Melton, 51, is co-director of Harvard's Stem Cell Institute and its Center for Genomic Research, as well as an investigator of the Howard Hughes Medical Institute. He and 49 other leaders in research, business, and politics were selected by the science magazine's board of editors working in concert with outside advisers.

The awardees will be honored Nov. 16 at a celebration at the New York Academy of Sciences in New York City. The complete list of winners will be published in the December issue of the magazine and on its Web site at http://www.sciam.com.

"Scientific American believes strongly that the best hope of a safer, healthier, more prosperous world rests in an enlightened use of technology," says Editor in Chief John Rennie. "[This award] is our annual opportunity to salute the people and organizations making that possible through their outstanding efforts as leaders of research, industry, and policy-making."

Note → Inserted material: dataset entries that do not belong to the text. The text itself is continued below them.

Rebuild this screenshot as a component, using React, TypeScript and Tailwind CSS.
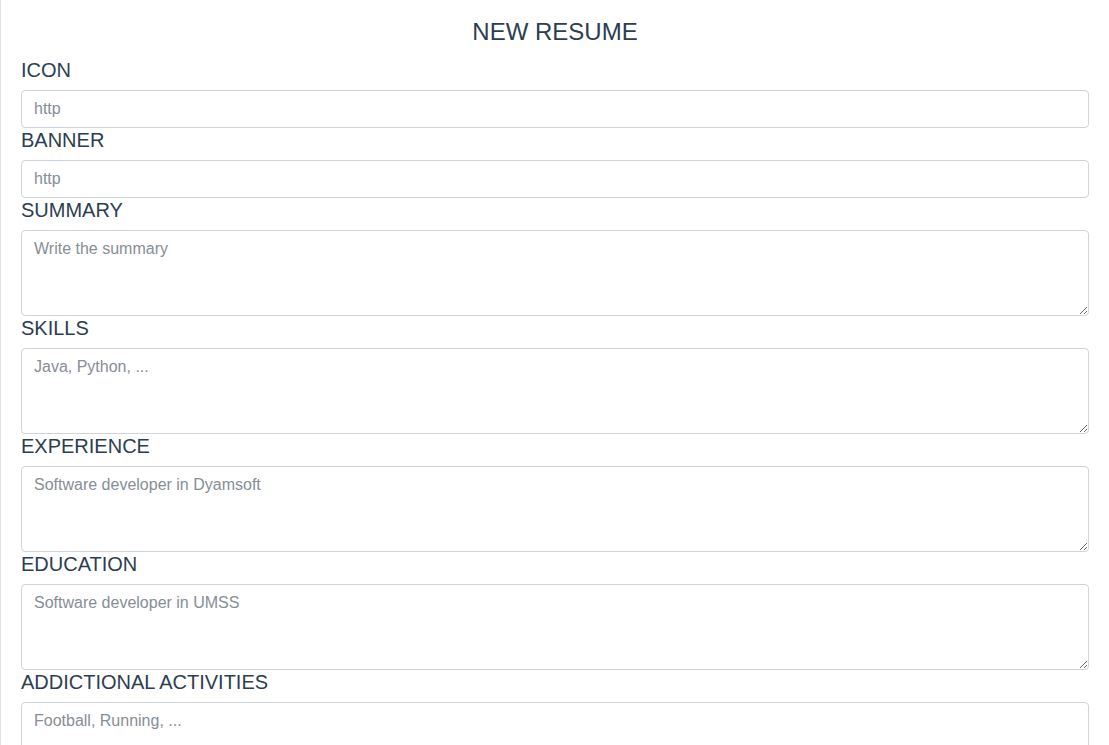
import * as React from "react";

const fields: { label: string; placeholder: string; multiline: boolean }[] = [
  { label: "ICON", placeholder: "http", multiline: false },
  { label: "BANNER", placeholder: "http", multiline: false },
  { label: "SUMMARY", placeholder: "Write the summary", multiline: true },
  { label: "SKILLS", placeholder: "Java, Python, ...", multiline: true },
  { label: "EXPERIENCE", placeholder: "Software developer in Dyamsoft", multiline: true },
  { label: "EDUCATION", placeholder: "Software developer in UMSS", multiline: true },
  { label: "ADDICTIONAL ACTIVITIES", placeholder: "Football, Running, ...", multiline: true },
];

const inputClass =
  "block w-full rounded-[4px] border border-[#ced4da] bg-white px-3 py-[6px] text-base leading-6 text-[#495057] placeholder:text-[#868e96] outline-none";

export default function App() {
  return (
    <div className="min-h-screen border-l border-[#dee2e6] bg-white px-5 pb-8 font-['Liberation_Sans',Arial,sans-serif] text-[#2c3e50]">
      <h3 className="mb-3 pt-[17px] text-center text-2xl leading-[29px] font-normal">NEW RESUME</h3>
      <form>
        {fields.map((field) => (
          <div key={field.label}>
            <label className="mb-2 block text-xl leading-6">{field.label}</label>
            {field.multiline ? (
              <textarea rows={3} placeholder={field.placeholder} className={inputClass + " resize-y"} />
            ) : (
              <input type="text" placeholder={field.placeholder} className={inputClass + " h-[38px]"} />
            )}
          </div>
        ))}
      </form>
    </div>
  );
}
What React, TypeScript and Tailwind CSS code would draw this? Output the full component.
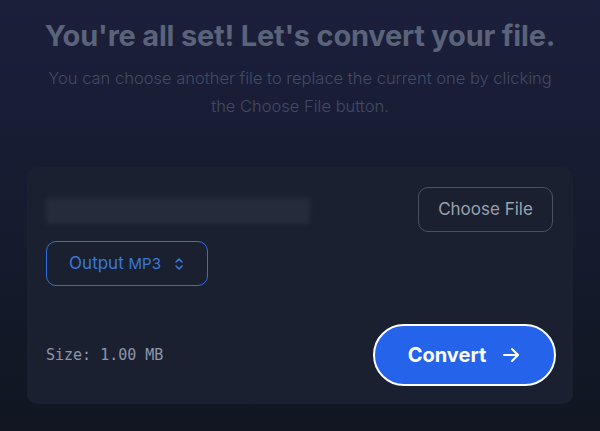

Melton said he was "delighted" to be part of a group whose previous winners include Roderick MacKinnon, winner of a 2003 Nobel Prize for Chemistry; Burt Rutan, designer and builder of the first commercial space plane, and Steven Jobs, head of Apple Computer Inc.

Melton's other prizes and awards include the Lounsberry Medal from the National Academy of Sciences in 1995, and the Joslin Medal in 2003. He is a member of the National Academy of Sciences and the Institute of Medicine, and the author of more than 100 scientific publications.

Born in Chicago, Melton earned a bachelor's degree in biology from the University of Illinois. He then went to Cambridge University in England where he received a B.A. in history and philosophy, and a Ph.D. in molecular biology.

Melton came to Harvard in 1981. His research has focused on understanding how the human pancreas develops and to apply that understanding to provide a source of cells to use for treatment of the millions of people with diabetes, including his own two children. Over the past several years this quest has led him to explore and advocate the use of human embryonic stem cells for this purpose.